Ознакомительная версия.
Следует учитывать еще и то, что с ростом территорий и могущества Москвы численный состав аристократического сословия всё время увеличивался. К старинным московским родам прибавлялась знать присоединенных княжеств, татарские мурзы и русско-литовские православные магнаты, переезжавшие на Русь. Многие хотели служить богатой и могущественной Москве, которая щедро наделяла пришельцев вотчинами и подарками. Даже скупой Иван III на это расходов не жалел.
Сильное и многочисленное боярство, с одной стороны, являлось залогом мощи государства; с другой стороны, оно цепко держалось за свои традиционные привилегии и противилось укреплению абсолютизма. Тоталитарная власть не совместима с понятием о каких-то незыблемых правах подданных, кем бы они ни были.
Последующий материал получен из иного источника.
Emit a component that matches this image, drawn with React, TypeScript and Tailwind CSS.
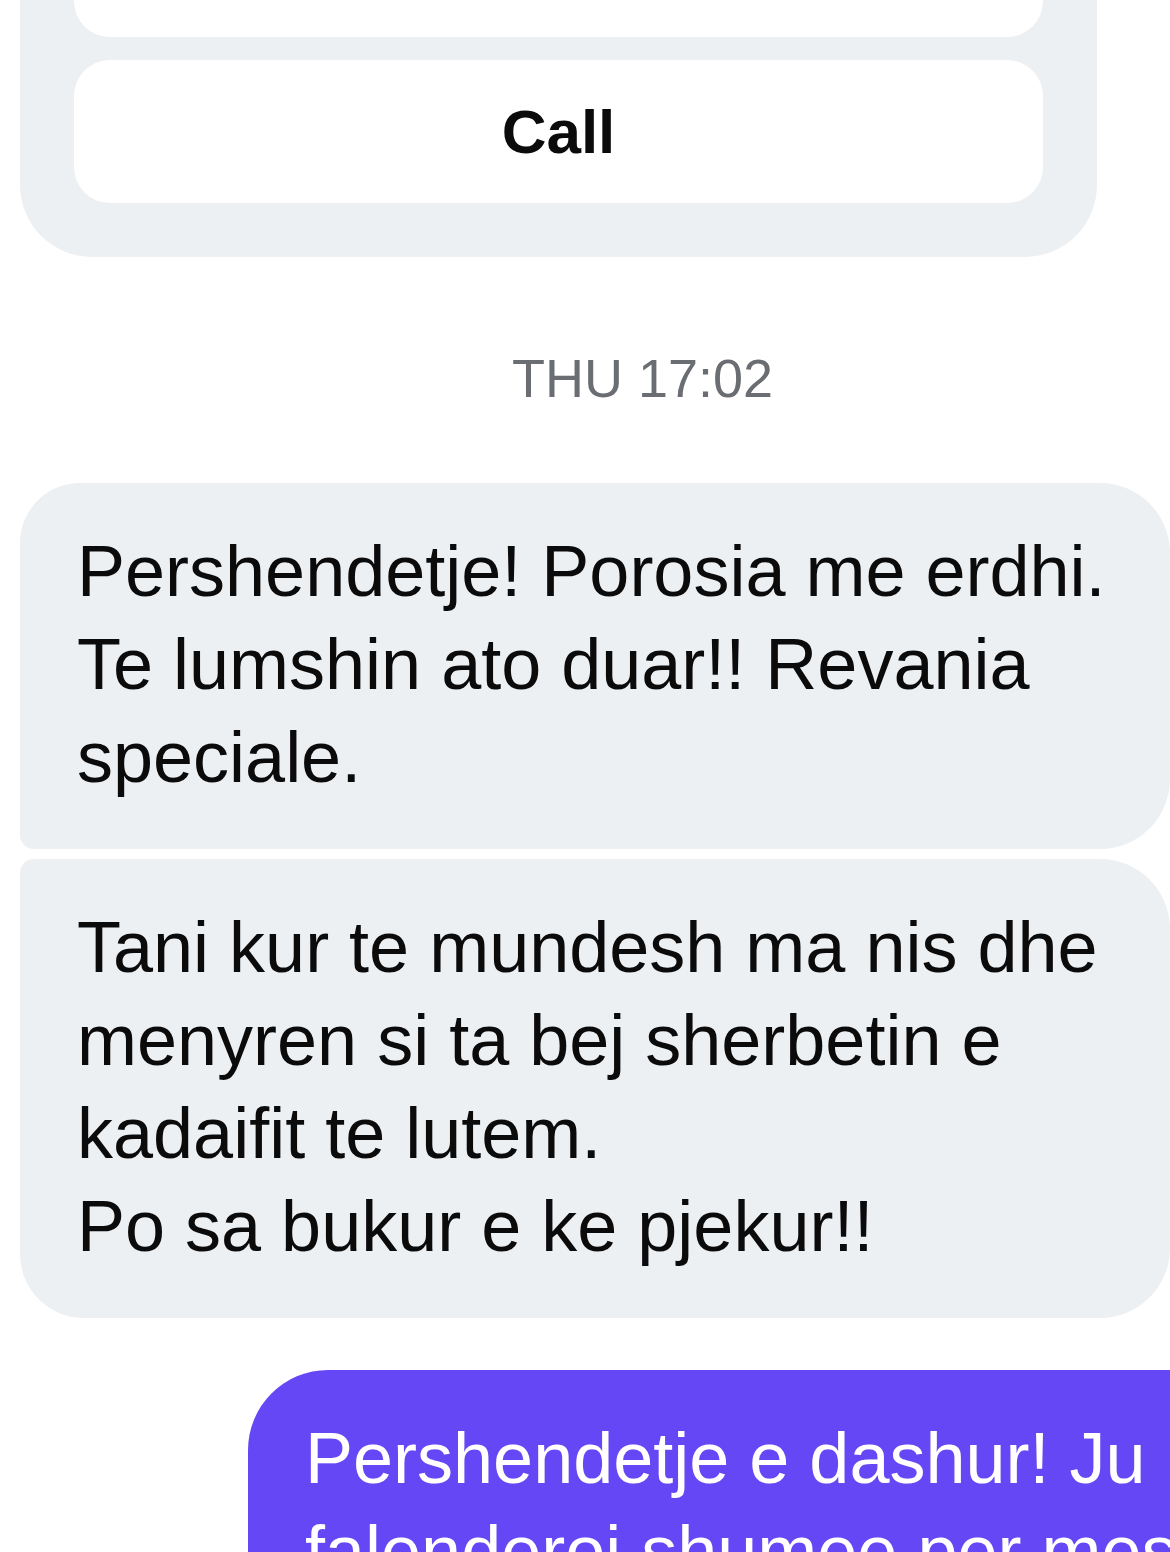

И самой опасной, самой неприемлемой для Ивана привилегией боярства было закрепленное обычаем право на отъезд. С древних времен повелось, что всякий родовитый человек мог по собственному желанию перейти на службу к другому правителю, не только забрав с собой дружину, слуг и имущество, но и сохранив в собственности свои вотчины. Это не считалось изменой.
Московские великие князья охотно переманивали вассалов у небогатых соседей, однако для Ивана III, готовившегося превратить бояр из верных помощников в покорных холопов, сохранять старинную привилегию было недопустимо: обиженные и ущемленные слуги повалили бы от него толпами.
Поэтому Иван понемногу начал ограничивать право отъезда. Впервые это произошло в 1474 году, когда служебного князя Даниила Холмского заставили дать письменную клятву никогда московского государя не покидать. Впоследствии подпись на таких «крестоцеловальных» грамотах стала обязательной.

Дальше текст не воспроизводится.